Marc Leishman’s comeback victory at the Arnold Palmer Invitational on Sunday brought the list of invitees up to 90 with only two more deadlines to go before the 81st Masters field is set.

The top 50 players in the Official Golf World Ranking after this week’s World Golf Championship Match Play event in Austin, Texas, will get in along with the winner of next week’s Shell Houston Open – conceivably pushing the field as high as 96 players before the season’s first major starts on April 6.

Browse the complete list of Masters Tournament qualifications

Only 89 players teed off in last year’s Masters, matching 2002 as the smallest field since qualifications were changed in 1999 admitting players ranked in the top 50.

Tiger Woods, still recovering from back spasms that have sidelined him since Feb. 2, remains uncertain about whether he will compete. He has missed two of the last three Masters with back issues.

The official field of invitees also includes 1991 champion Ian Woosnam, who declared after missing the cut last year that he was retiring from Masters competition. But the 59-year-old Welshman indicated after finally being elected to the World Golf Hall of Fame that he might play Augusta again. He is currently playing a full Champions Tour schedule.

Two-time Masters winner Jose Maria Olazabal also plans to return after missing last year’s Masters. After missing the cut in the 2015 Masters, Olazabal did not play for 18 months because of pain in his joints caused by rheumatoid arthritis.

Two international players should get first-time invitations to the Masters at the end of the week.

The only player guaranteed to earn a top-50 invitation is world No. 33 Tommy Fleetwood of England. Fleetwood, 26, has been knocking on the top-50 for a couple years before finally pushing through to earn his first trip to Augusta with a victory in Abu Dhabi in January and a runner-up in the WGC event in Mexico City three weeks ago.

Barring an unlikely sequence of results from players below him in the rankings, No. 45 Jeunghun Wang of South Korea is expected to remain in the top 50 as well. Wang, 21, won consecutive starts on the European Tour last May to climb into the top 100 and broke into the top 50 with his biggest career victory in Qatar in January.

There are six players in the 64-player Match Play field who are outside the top 50 and not already qualified for the Masters. That list includes native Augustan Charles Howell, who has played in every event in 2017 except Pebble Beach that he’s been eligible for to try to secure his first return to the Masters since 2012.

Howell, currently No. 67, would need to reach the semifinals in order to gain enough world ranking points to jump into the top 50. To do that he must first be one of the two players to make it out of his round-robin group that includes Wang, Tyrrell Hatton and last year’s third-place finisher Rafael Cabrera Bello. Howell has never advanced beyond the round of 16 in the old single-elimination match-play bracket.

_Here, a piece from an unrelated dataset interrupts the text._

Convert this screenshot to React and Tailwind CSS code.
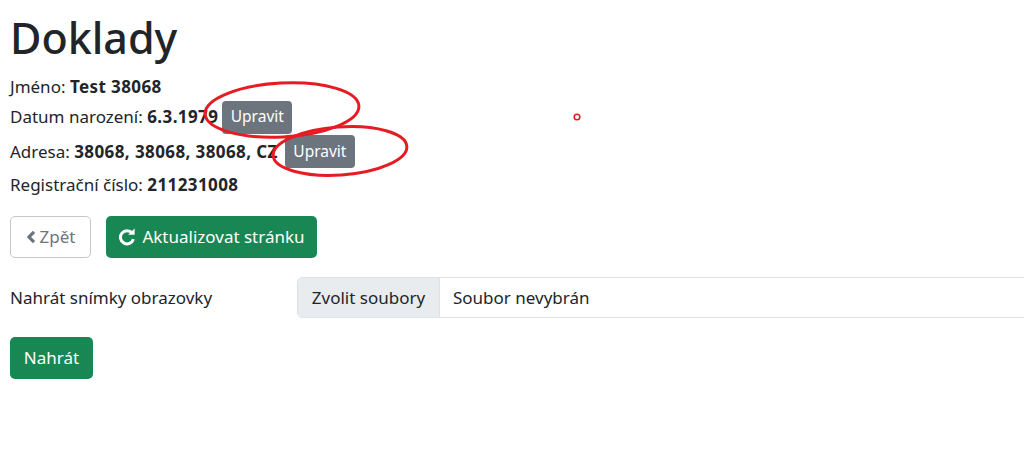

Howell is in similar company with Thailand’s Thongchai Jaidee (No. 63), the Netherlands’ Joost Luiten (66) and South Korea’s K.T. Kim (70), who all likely need to at least reach the semifinals to move into the top 50.

England’s Ross Fisher, ranked 53rd, may need to simply earn two points and advance out of his group to climb into the top 50. His group includes Hideki Matsuyama, Louis Oosthuizen and Jim Furyk.

Japan’s Hideto Tanihara (No. 60) should he able to reach the top 50 by advancing to the quarterfinals. Tanihara is in a group with Jordan Spieth, Ryan Moore and countryman Yuti Ikeda.

After this week, the only remaining way to qualify for the Masters is to win next week’s Shell Houston Open. Since the Masters reinstated automatic entry to PGA Tour winners in 2008, four winners of the last event before the Masters earned an 11th-hour invitation – Johnson Wagner (2008), Martin Laird (2013), Matt Jones (2014) and Jim Herman (2016).

The current field includes 19 past champions and 17 first-time participants, including world No. 11 Alex Noren of Sweden, No. 14 Hatton and No. 25 Jon Rahm of Spain. Leishman, Rahm, Adam Hadwin of Canada and former Georgia golfer Hudson Swafford are the only four players to qualify automatically in 2017 with PGA Tour victories.

The five qualified amateurs in the field include world No. 1 Curtis Luck of Australia, who won both the U.S. and Asia-Pacific amateurs.